### WORK TO COMPLETE
Stop at the line containing "import React from": repeat exactly every line of the entries below from the first up to it, plus that line, with pictures omitted.

* * * * *

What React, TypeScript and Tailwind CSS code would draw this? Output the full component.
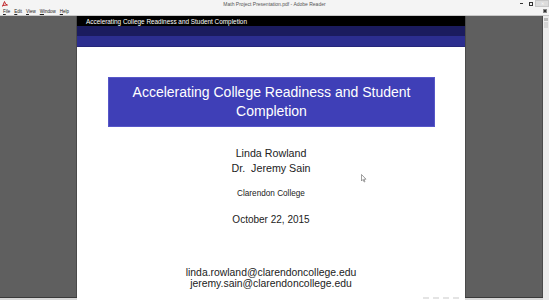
import React from "react";

export default function App() {
  const sans = { fontFamily: '"Liberation Sans", Arial, sans-serif' };
  return (
    <div className="antialiased w-[549px] h-[300px] overflow-hidden flex flex-col bg-[#f0f0f0]" style={sans}>
      {/* Title bar */}
      <div className="relative h-[8px] bg-[#f4f4f4] flex items-center justify-center">
        <svg className="absolute left-[2px] top-[1px]" width="6" height="6" viewBox="0 0 6 6">
          <path d="M0.5 5.5 L2.5 0.5 L3.5 3 L5.5 4 L0.5 4.5" fill="none" stroke="#c0282d" strokeWidth="1" />
        </svg>
        <span className="text-[5px] leading-[5px] text-[#555]">Math Project Presentation.pdf - Adobe Reader</span>
        <div className="absolute right-0 top-0 flex items-start h-[8px]">
          <div className="w-[9px] h-[7px] flex items-center justify-center">
            <div className="w-[3px] h-[1px] bg-[#333]" />
          </div>
          <div className="w-[9px] h-[7px] flex items-center justify-center">
            <div className="w-[4px] h-[4px] border border-[#333]" />
          </div>
          <div className="w-[14px] h-[7px] bg-[#dcdcdc] border border-[#c8c8c8] flex items-center justify-center">
            <span className="text-[4px] leading-[4px] text-white">✕</span>
          </div>
        </div>
      </div>
      {/* Menu bar */}
      <div className="relative h-[7px] bg-[#f4f4f4] flex items-center pl-[3px] gap-[4px] text-[4.5px] leading-[5px] text-[#222]">
        <span><u>F</u>ile</span>
        <span><u>E</u>dit</span>
        <span><u>V</u>iew</span>
        <span><u>W</u>indow</span>
        <span><u>H</u>elp</span>
        <div className="absolute right-[2px] top-[1px] w-[4px] h-[4px] bg-[#333] border border-[#888]" />
      </div>
      <div className="h-[1px] bg-[#c9c9c9]" />
      {/* Content */}
      <div className="flex flex-1 min-h-0">
        <div className="w-[77px] flex flex-col">
          <div className="flex-1 bg-[#5f5f5f] border-r border-[#4a4a4a]" />
          <div className="h-[1px] bg-[#3a3a3a]" />
          <div className="h-[2px] bg-[#d8d8d8]" />
        </div>
        {/* Page */}
        <div className="w-[388px] bg-white flex flex-col relative">
          <div className="h-[10px] bg-black flex items-center pl-[9px]">
            <span className="text-white text-[6.4px] leading-[7px]">Accelerating College Readiness and Student Completion</span>
          </div>
          <div className="h-[10px] bg-[#1b1c5e]" />
          <div className="h-[11px] bg-[#2c2e8f] border-b border-[#25267a]" />
          <div className="flex flex-col items-center text-[#222]">
            <div className="mt-[30px] ml-[1px] w-[327px] h-[50px] bg-[#3f3fb7] border border-[#5757c8] flex flex-col items-center justify-center text-white text-[14px] leading-[19px]">
              <span>Accelerating College Readiness and Student</span>
              <span>Completion</span>
            </div>
            <div className="mt-[19px] flex flex-col items-center text-[10.7px] leading-[14.5px]">
              <span>Linda Rowland</span>
              <span>Dr.&nbsp; Jeremy Sain</span>
            </div>
            <div className="mt-[14px] text-[8.2px] leading-[10px] text-[#222]">Clarendon College</div>
            <div className="mt-[15px] text-[10px] leading-[12px]">October 22, 2015</div>
            <div className="mt-[41px] flex flex-col items-center text-[10.4px] leading-[11px]">
              <span>linda.rowland@clarendoncollege.edu</span>
              <span>jeremy.sain@clarendoncollege.edu</span>
            </div>
          </div>
          <div className="absolute right-[6px] bottom-[1px] flex gap-[4px]">
            <div className="w-[6px] h-[2px] bg-[#e4e4e4]" />
            <div className="w-[6px] h-[2px] bg-[#e4e4e4]" />
            <div className="w-[6px] h-[2px] bg-[#e4e4e4]" />
            <div className="w-[6px] h-[2px] bg-[#e4e4e4]" />
          </div>
          <svg className="absolute left-[284px] top-[158px]" width="6" height="9" viewBox="0 0 6 9">
            <path d="M0.5 0.5 L0.5 7 L2 5.5 L3.2 8 L4 7.6 L2.9 5.2 L5 5.2 Z" fill="white" stroke="#777" strokeWidth="0.7" />
          </svg>
        </div>
        <div className="w-[78px] flex flex-col">
          <div className="flex-1 bg-[#5f5f5f] border-l border-[#4a4a4a] border-r border-r-[#4a4a4a]" />
          <div className="h-[1px] bg-[#3a3a3a]" />
          <div className="h-[2px] bg-[#d8d8d8]" />
        </div>
        {/* Scrollbar */}
        <div className="w-[6px] bg-[#ececec] flex flex-col items-center">
          <div className="mt-[2px] w-[4px] h-[3px] bg-[#bbb]" />
          <div className="mt-[1px] w-[4px] h-[6px] bg-[#d6d6d6]" />
        </div>
      </div>
    </div>
  );
}
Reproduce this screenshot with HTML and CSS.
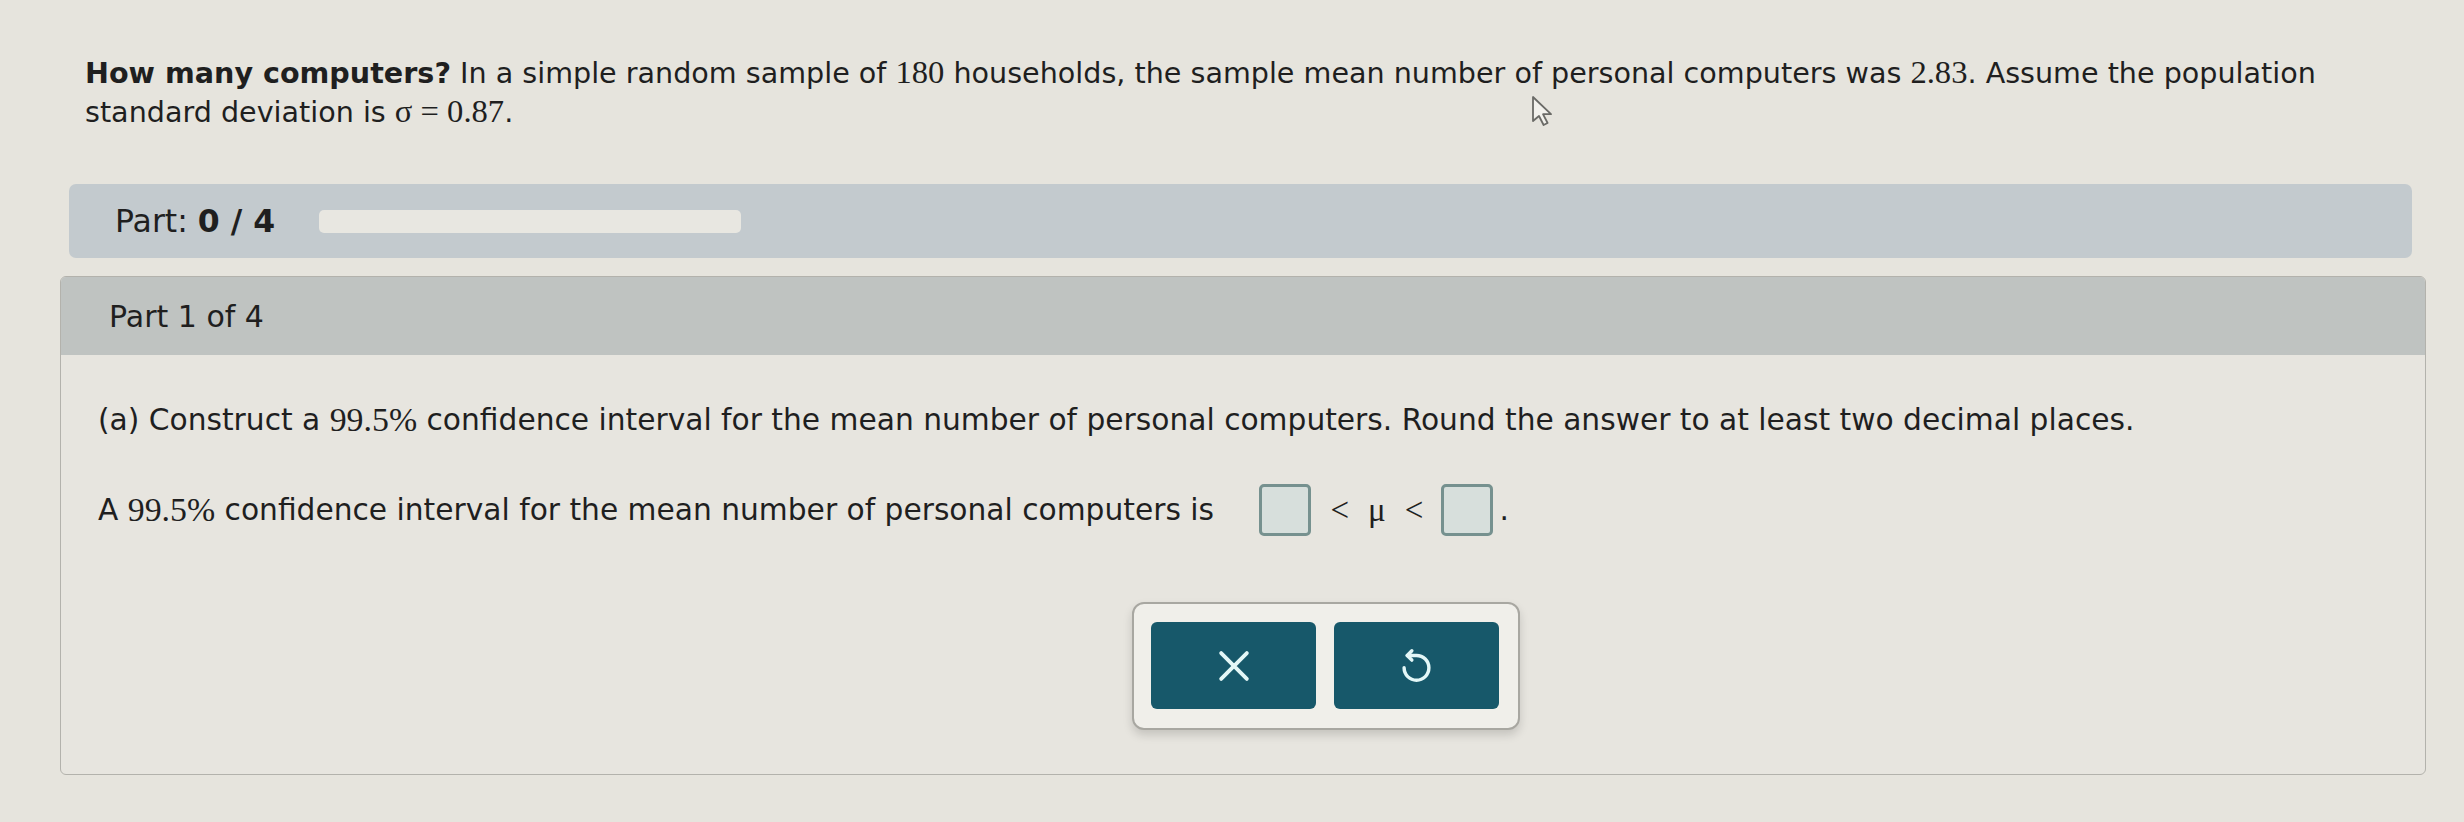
FILE: index.html
```html
<!DOCTYPE html>
<html lang="en">
<head>
<meta charset="utf-8">
<title>Confidence interval</title>
<link rel="stylesheet" href="styles.css">
</head>
<body>
<div class="page">
  <p class="question"><b>How many computers?</b> In a simple random sample of <span class="m">180</span> households, the sample mean number of personal computers was <span class="m">2.83</span>. Assume the population<br>standard deviation is <span class="m">σ = 0.87</span>.</p>

  <div class="partbar">
    <span class="partlabel">Part: <b>0 / 4</b></span>
    <div class="track"></div>
  </div>

  <section class="panel">
    <div class="panel-head">Part 1 of 4</div>
    <div class="panel-body">
      <p class="line">(a) Construct a <span class="m">99.5%</span> confidence interval for the mean number of personal computers. Round the answer to at least two decimal places.</p>
      <p class="line answer">A <span class="m">99.5%</span> confidence interval for the mean number of personal computers is <span class="box"></span><span class="rel">&lt;</span><span class="rel mu">μ</span><span class="rel">&lt;</span><span class="box"></span><span class="dot">.</span></p>
      <div class="actions">
        <div class="btns">
          <button class="btn" aria-label="Clear">
            <svg width="44" height="44" viewBox="0 0 24 24" fill="none" stroke="#e4f7f7" stroke-width="2.1" stroke-linecap="round"><path d="M5 5L19 19M19 5L5 19"/></svg>
          </button>
          <button class="btn" aria-label="Undo">
            <svg width="31" height="37" viewBox="3 1 20 23" fill="none" stroke="#e4f7f7" stroke-width="2.2" stroke-linecap="round" stroke-linejoin="round"><path d="M10 3L7 6L10 9"/><path d="M7 6H13A8 8 0 1 1 5 14"/></svg>
          </button>
        </div>
      </div>
    </div>
  </section>

  <svg class="cursor" width="26" height="32" viewBox="0 0 13 16"><path d="M1 1V13L4 10.5L6.3 15L8.3 14L6 9.6H10Z" fill="#f2f1ec" stroke="#6a6a66" stroke-width="0.9" stroke-linejoin="round"/></svg>
</div>
</body>
</html>
```

FILE: styles.css
```css
html, body {
  margin: 0;
  padding: 0;
}
body {
  background: #e6e4dd;
  font-family: "DejaVu Sans", Verdana, sans-serif;
  color: #1f1f1f;
  width: 2464px;
  height: 822px;
  overflow: hidden;
}
.page {
  position: relative;
  padding-top: 53px;
}
.question {
  margin: 0 60px 0 85px;
  font-size: 28.6px;
  line-height: 38px;
  white-space: nowrap;
}
.m {
  font-family: "Liberation Serif", "Times New Roman", serif;
  font-size: 1.14em;
}
.partbar {
  margin: 53px 52px 0 69px;
  height: 74px;
  background: #c3cace;
  border-radius: 7px;
  display: flex;
  align-items: center;
  padding-left: 46px;
  gap: 44px;
}
.partlabel {
  font-size: 31.5px;
}
.track {
  width: 422px;
  height: 23px;
  background: #e8e7e1;
  border-radius: 5px;
}
.panel {
  margin: 18px 38px 0 60px;
  border: 1.5px solid #b3b2ac;
  border-radius: 6px;
  overflow: hidden;
  background: #e7e5df;
}
.panel-head {
  height: 78px;
  background: #bfc3c1;
  display: flex;
  align-items: center;
  padding-left: 48px;
  font-size: 30px;
}
.panel-body {
  padding: 45px 0 44px 37px;
}
.line {
  margin: 0;
  font-size: 29.7px;
  line-height: 40px;
  display: flex;
  align-items: center;
  white-space: pre-wrap;
}
.answer {
  margin-top: 44px;
}
.box {
  display: inline-block;
  width: 46px;
  height: 46px;
  border: 3px solid #76918f;
  background: #d7dfdc;
  border-radius: 5px;
  margin-left: 36px;
}
.rel {
  font-family: "Liberation Serif", "Times New Roman", serif;
  font-size: 33px;
  margin-left: 19px;
}
.rel + .box {
  margin-left: 18px;
}
.dot {
  margin-left: 6px;
}
.actions {
  display: flex;
  padding-left: 1034px;
  margin-top: 66px;
}
.btns {
  display: flex;
  gap: 18px;
  padding: 18px 19px 19px 17px;
  background: #f0efea;
  border: 2px solid #a8a7a1;
  border-radius: 12px;
  box-shadow: 0 5px 10px rgba(0, 0, 0, 0.15);
}
.btn {
  width: 165px;
  height: 87px;
  border: none;
  border-radius: 6px;
  background: #17586a;
  display: flex;
  align-items: center;
  justify-content: center;
  padding: 0;
}
.cursor {
  position: absolute;
  left: 1531px;
  top: 95px;
}
```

* * * * *

### SOLUTION BELOW
What React, TypeScript and Tailwind CSS code would draw this? Output the full component.
import React from "react";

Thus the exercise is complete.